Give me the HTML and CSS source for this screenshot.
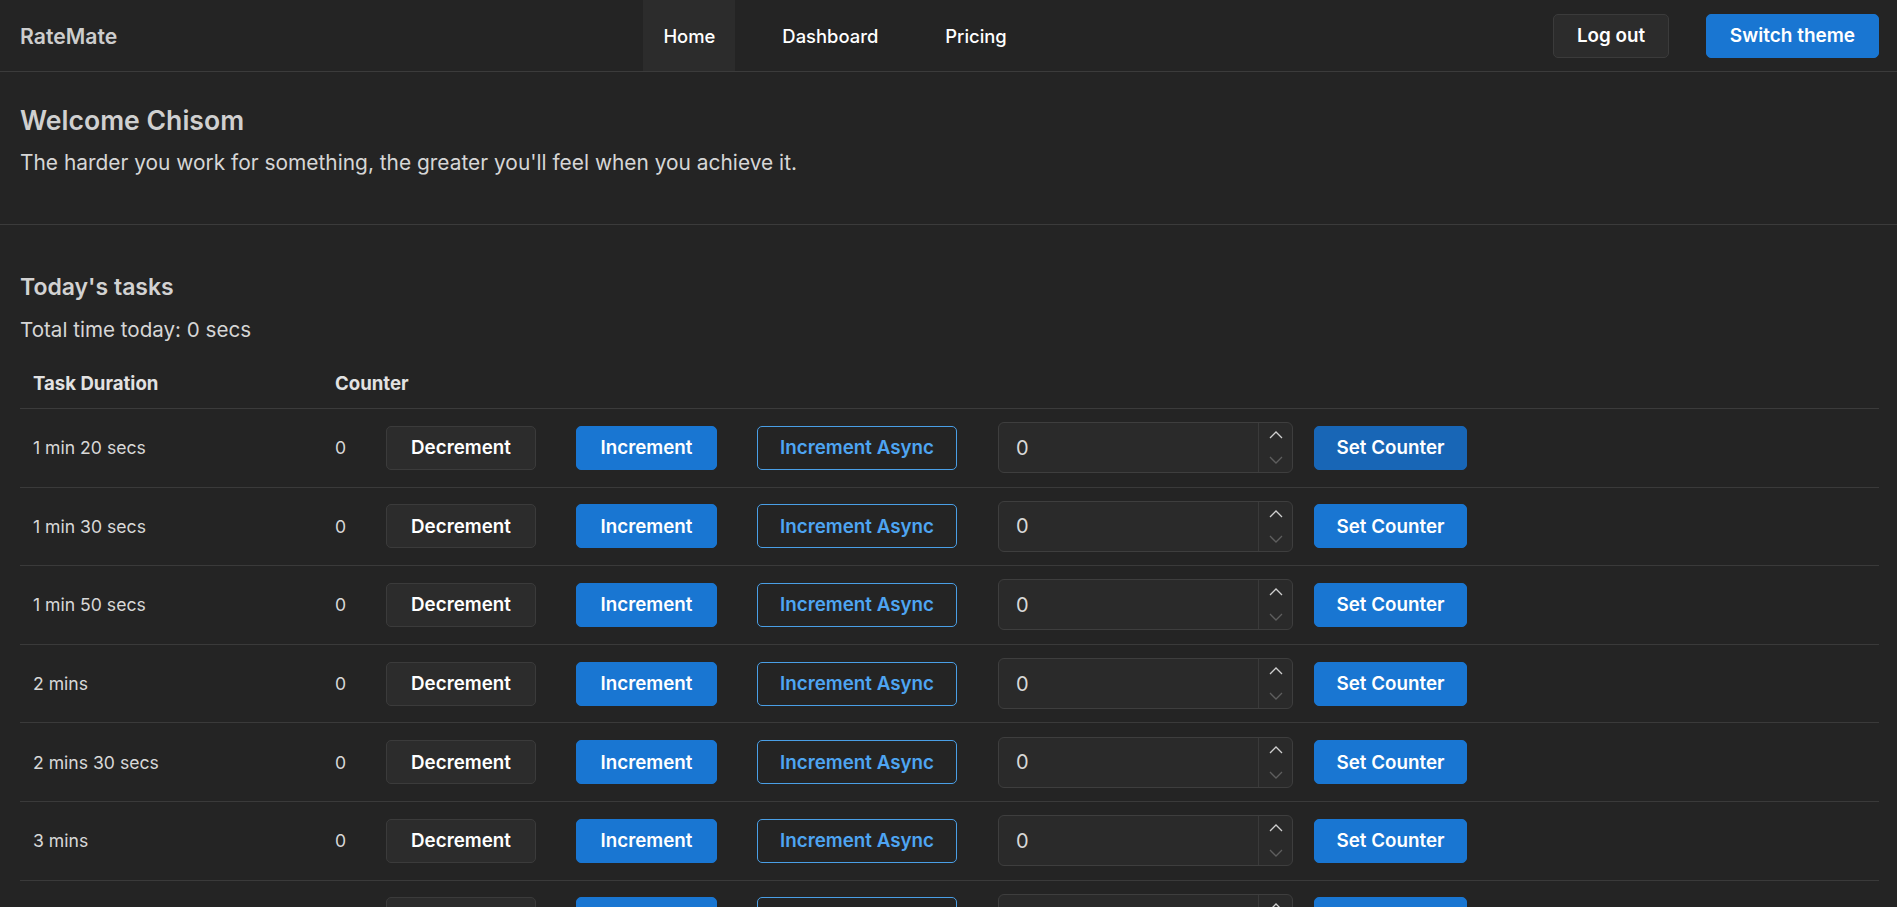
FILE: index.html
```html
<!DOCTYPE html>
<html lang="en">
<head>
<meta charset="utf-8">
<title>RateMate</title>
<link rel="stylesheet" href="styles.css">
</head>
<body>
<header class="topbar">
  <div class="logo">RateMate</div>
  <nav class="menu">
    <a class="menu-item active">Home</a>
    <a class="menu-item">Dashboard</a>
    <a class="menu-item">Pricing</a>
  </nav>
  <div class="actions">
    <button class="btn btn-dark btn-logout">Log out</button>
    <button class="btn btn-blue btn-theme">Switch theme</button>
  </div>
</header>

<section class="welcome">
  <h1 class="welcome-title">Welcome Chisom</h1>
  <p class="welcome-quote">The harder you work for something, the greater you'll feel when you achieve it.</p>
</section>

<section class="tasks">
  <h2 class="tasks-title">Today's tasks</h2>
  <p class="tasks-total">Total time today: 0 secs</p>
  <table class="task-table">
    <thead>
      <tr><th class="col-dur">Task Duration</th><th>Counter</th></tr>
    </thead>
    <tbody id="rows"></tbody>
  </table>
</section>
<script src="script.js"></script>
</body>
</html>
```

FILE: styles.css
```css
:root {
  --font: "Inter", "Open Sans", sans-serif;
}
* { box-sizing: border-box; }
html, body { margin: 0; padding: 0; }
body {
  background: #242424;
  color: #d6d6d6;
  font-family: var(--font);
}
.topbar {
  height: 72px;
  border-bottom: 1px solid #3b3b3b;
  display: flex;
  align-items: center;
  justify-content: space-between;
  padding: 0 18px 0 20px;
}
.logo { font-size: 21.2px; font-weight: 600; color: #cdcdcd; }
.menu { display: flex; align-self: stretch; gap: 27px; }
.menu-item {
  display: flex; align-items: center;
  padding: 0 20px;
  font-size: 18.4px; font-weight: 500; color: #fff;
}
.menu-item.active { background: #2c2c2c; }
.actions { display: flex; gap: 37px; }
.btn {
  height: 44px;
  border-radius: 5px;
  font-family: var(--font);
  font-size: 18.8px; font-weight: 600;
  color: #fff;
  border: 1px solid transparent;
  padding: 0;
  display: inline-flex; align-items: center; justify-content: center;
}
.btn-dark { background: #2c2c2c; border-color: #3b3b3b; }
.btn-blue { background: #1976d2; border-color: #1976d2; }
.btn-blue.hover { background: #1866b6; border-color: #1866b6; }
.btn-outline { background: transparent; border-color: #4a9fe6; color: #4ea5f2; }
.btn-logout { width: 116px; }
.btn-theme { width: 173px; font-size: 19px; }

.welcome {
  padding: 33px 18px 48px 20px;
  border-bottom: 1px solid #3b3b3b;
}
.welcome-title { margin: 0; font-size: 26.6px; line-height: 30px; font-weight: 600; color: #d0d0d0; }
.welcome-quote { margin: 15px 0 0; font-size: 20.9px; line-height: 26px; color: #d6d6d6; }

.tasks { padding: 48px 18px 0 20px; }
.tasks-title { margin: 0; font-size: 23px; line-height: 28px; font-weight: 600; color: #d2d2d2; }
.tasks-total { margin: 17px 0 0; font-size: 20.6px; line-height: 24px; color: #d6d6d6; }
.task-table { width: 100%; border-collapse: collapse; margin-top: 16px; }
.task-table th {
  text-align: left; font-size: 18.6px; font-weight: 700; color: #e2e2e2;
  line-height: 22px; padding: 14px 13px 14px;
  border-bottom: 1px solid #3b3b3b;
}
.col-dur { width: 302px; }
.task-table td {
  padding: 13.3px 13px;
  border-bottom: 1px solid #3a3a3a;
  font-size: 17.6px; color: #d8d8d8;
  vertical-align: middle;
}
.ctrl { display: flex; align-items: center; }
.count { width: 51px; }
.btn-dec { width: 150px; }
.btn-inc { width: 141px; margin-left: 40px; }
.btn-async { width: 200px; margin-left: 40px; }
.num {
  margin-left: 41px;
  width: 295px; height: 51px;
  background: #2a2a2a;
  border: 1px solid #3e3e3e;
  border-radius: 6px;
  display: flex; align-items: stretch;
}
.num-val { flex: 1; display: flex; align-items: center; padding-left: 17px; font-size: 20px; color: #d8d8d8; }
.spin {
  width: 34px; border-left: 1px solid #3a3a3a;
  display: flex; flex-direction: column; align-items: center; justify-content: space-between;
  padding: 8px 0 8px;
}
.btn-set { width: 153px; margin-left: 21px; }
```

FILE: script.js
```js
var durs = ["1 min 20 secs","1 min 30 secs","1 min 50 secs","2 mins","2 mins 30 secs","3 mins","3 mins 30 secs","4 mins"];
var up = '<svg width="14" height="8" viewBox="0 0 14 8"><path d="M1 7 L7 1 L13 7" fill="none" stroke="#cfcfcf" stroke-width="1.3"/></svg>';
var dn = '<svg width="14" height="8" viewBox="0 0 14 8"><path d="M1 1 L7 7 L13 1" fill="none" stroke="#5e5e5e" stroke-width="1.3"/></svg>';
var html = "";
durs.forEach(function (d, i) {
  html += '<tr><td>' + d + '</td><td><div class="ctrl"><span class="count">0</span>' +
    '<button class="btn btn-dark btn-dec">Decrement</button>' +
    '<button class="btn btn-blue btn-inc">Increment</button>' +
    '<button class="btn btn-outline btn-async">Increment Async</button>' +
    '<div class="num"><span class="num-val">0</span><span class="spin">' + up + dn + '</span></div>' +
    '<button class="btn btn-blue btn-set' + (i === 0 ? ' hover' : '') + '">Set Counter</button>' +
    '</div></td></tr>';
});
document.getElementById("rows").innerHTML = html;
```
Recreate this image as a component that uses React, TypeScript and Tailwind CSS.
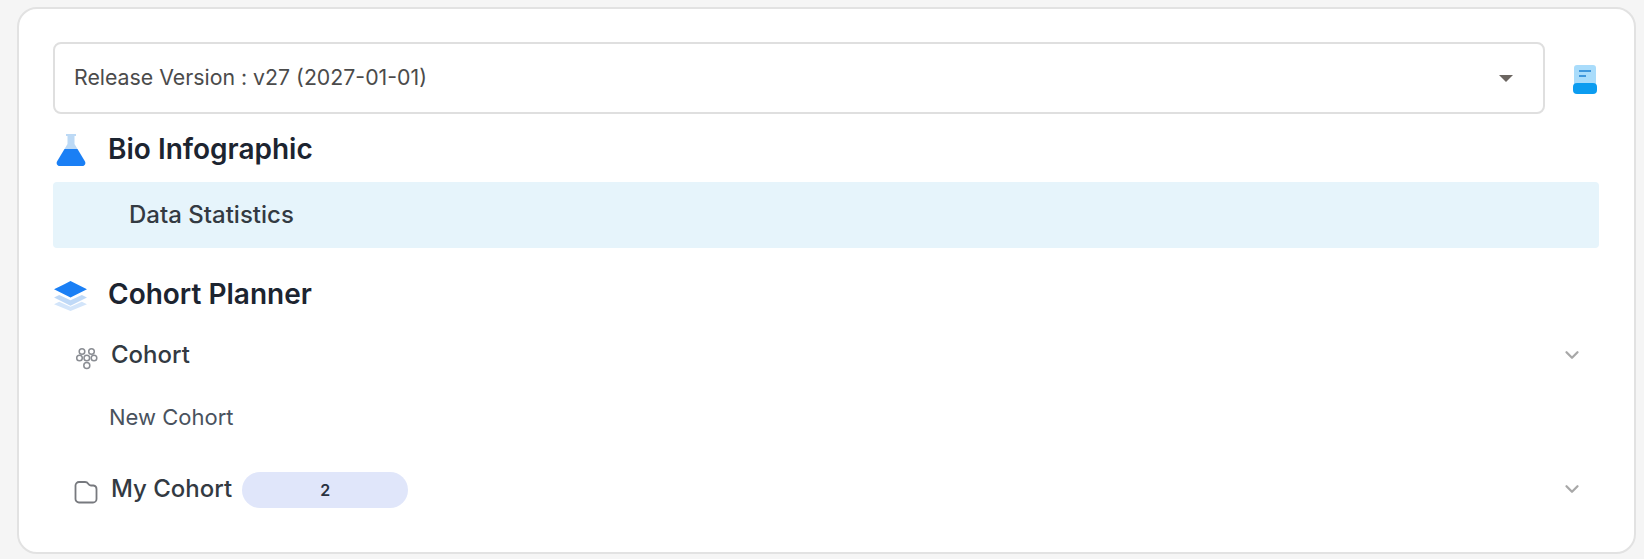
■ ■ ■ ■ ■
| Description of the task |
Transcribe all entries above exactly. Drop the pictures.

| Response below |
Give me the HTML and CSS source for this screenshot.
FILE: index.html
```html
<!DOCTYPE html>
<html lang="en">
<head>
<meta charset="utf-8">
<title>RateMate</title>
<link rel="stylesheet" href="styles.css">
</head>
<body>
<header class="topbar">
  <div class="logo">RateMate</div>
  <nav class="menu">
    <a class="menu-item active">Home</a>
    <a class="menu-item">Dashboard</a>
    <a class="menu-item">Pricing</a>
  </nav>
  <div class="actions">
    <button class="btn btn-dark btn-logout">Log out</button>
    <button class="btn btn-blue btn-theme">Switch theme</button>
  </div>
</header>

<section class="welcome">
  <h1 class="welcome-title">Welcome Chisom</h1>
  <p class="welcome-quote">The harder you work for something, the greater you'll feel when you achieve it.</p>
</section>

<section class="tasks">
  <h2 class="tasks-title">Today's tasks</h2>
  <p class="tasks-total">Total time today: 0 secs</p>
  <table class="task-table">
    <thead>
      <tr><th class="col-dur">Task Duration</th><th>Counter</th></tr>
    </thead>
    <tbody id="rows"></tbody>
  </table>
</section>
<script src="script.js"></script>
</body>
</html>
```

FILE: styles.css
```css
:root {
  --font: "Inter", "Open Sans", sans-serif;
}
* { box-sizing: border-box; }
html, body { margin: 0; padding: 0; }
body {
  background: #242424;
  color: #d6d6d6;
  font-family: var(--font);
}
.topbar {
  height: 72px;
  border-bottom: 1px solid #3b3b3b;
  display: flex;
  align-items: center;
  justify-content: space-between;
  padding: 0 18px 0 20px;
}
.logo { font-size: 21.2px; font-weight: 600; color: #cdcdcd; }
.menu { display: flex; align-self: stretch; gap: 27px; }
.menu-item {
  display: flex; align-items: center;
  padding: 0 20px;
  font-size: 18.4px; font-weight: 500; color: #fff;
}
.menu-item.active { background: #2c2c2c; }
.actions { display: flex; gap: 37px; }
.btn {
  height: 44px;
  border-radius: 5px;
  font-family: var(--font);
  font-size: 18.8px; font-weight: 600;
  color: #fff;
  border: 1px solid transparent;
  padding: 0;
  display: inline-flex; align-items: center; justify-content: center;
}
.btn-dark { background: #2c2c2c; border-color: #3b3b3b; }
.btn-blue { background: #1976d2; border-color: #1976d2; }
.btn-blue.hover { background: #1866b6; border-color: #1866b6; }
.btn-outline { background: transparent; border-color: #4a9fe6; color: #4ea5f2; }
.btn-logout { width: 116px; }
.btn-theme { width: 173px; font-size: 19px; }

.welcome {
  padding: 33px 18px 48px 20px;
  border-bottom: 1px solid #3b3b3b;
}
.welcome-title { margin: 0; font-size: 26.6px; line-height: 30px; font-weight: 600; color: #d0d0d0; }
.welcome-quote { margin: 15px 0 0; font-size: 20.9px; line-height: 26px; color: #d6d6d6; }

.tasks { padding: 48px 18px 0 20px; }
.tasks-title { margin: 0; font-size: 23px; line-height: 28px; font-weight: 600; color: #d2d2d2; }
.tasks-total { margin: 17px 0 0; font-size: 20.6px; line-height: 24px; color: #d6d6d6; }
.task-table { width: 100%; border-collapse: collapse; margin-top: 16px; }
.task-table th {
  text-align: left; font-size: 18.6px; font-weight: 700; color: #e2e2e2;
  line-height: 22px; padding: 14px 13px 14px;
  border-bottom: 1px solid #3b3b3b;
}
.col-dur { width: 302px; }
.task-table td {
  padding: 13.3px 13px;
  border-bottom: 1px solid #3a3a3a;
  font-size: 17.6px; color: #d8d8d8;
  vertical-align: middle;
}
.ctrl { display: flex; align-items: center; }
.count { width: 51px; }
.btn-dec { width: 150px; }
.btn-inc { width: 141px; margin-left: 40px; }
.btn-async { width: 200px; margin-left: 40px; }
.num {
  margin-left: 41px;
  width: 295px; height: 51px;
  background: #2a2a2a;
  border: 1px solid #3e3e3e;
  border-radius: 6px;
  display: flex; align-items: stretch;
}
.num-val { flex: 1; display: flex; align-items: center; padding-left: 17px; font-size: 20px; color: #d8d8d8; }
.spin {
  width: 34px; border-left: 1px solid #3a3a3a;
  display: flex; flex-direction: column; align-items: center; justify-content: space-between;
  padding: 8px 0 8px;
}
.btn-set { width: 153px; margin-left: 21px; }
```

FILE: script.js
```js
var durs = ["1 min 20 secs","1 min 30 secs","1 min 50 secs","2 mins","2 mins 30 secs","3 mins","3 mins 30 secs","4 mins"];
var up = '<svg width="14" height="8" viewBox="0 0 14 8"><path d="M1 7 L7 1 L13 7" fill="none" stroke="#cfcfcf" stroke-width="1.3"/></svg>';
var dn = '<svg width="14" height="8" viewBox="0 0 14 8"><path d="M1 1 L7 7 L13 1" fill="none" stroke="#5e5e5e" stroke-width="1.3"/></svg>';
var html = "";
durs.forEach(function (d, i) {
  html += '<tr><td>' + d + '</td><td><div class="ctrl"><span class="count">0</span>' +
    '<button class="btn btn-dark btn-dec">Decrement</button>' +
    '<button class="btn btn-blue btn-inc">Increment</button>' +
    '<button class="btn btn-outline btn-async">Increment Async</button>' +
    '<div class="num"><span class="num-val">0</span><span class="spin">' + up + dn + '</span></div>' +
    '<button class="btn btn-blue btn-set' + (i === 0 ? ' hover' : '') + '">Set Counter</button>' +
    '</div></td></tr>';
});
document.getElementById("rows").innerHTML = html;
```
Recreate this image as a component that uses React, TypeScript and Tailwind CSS.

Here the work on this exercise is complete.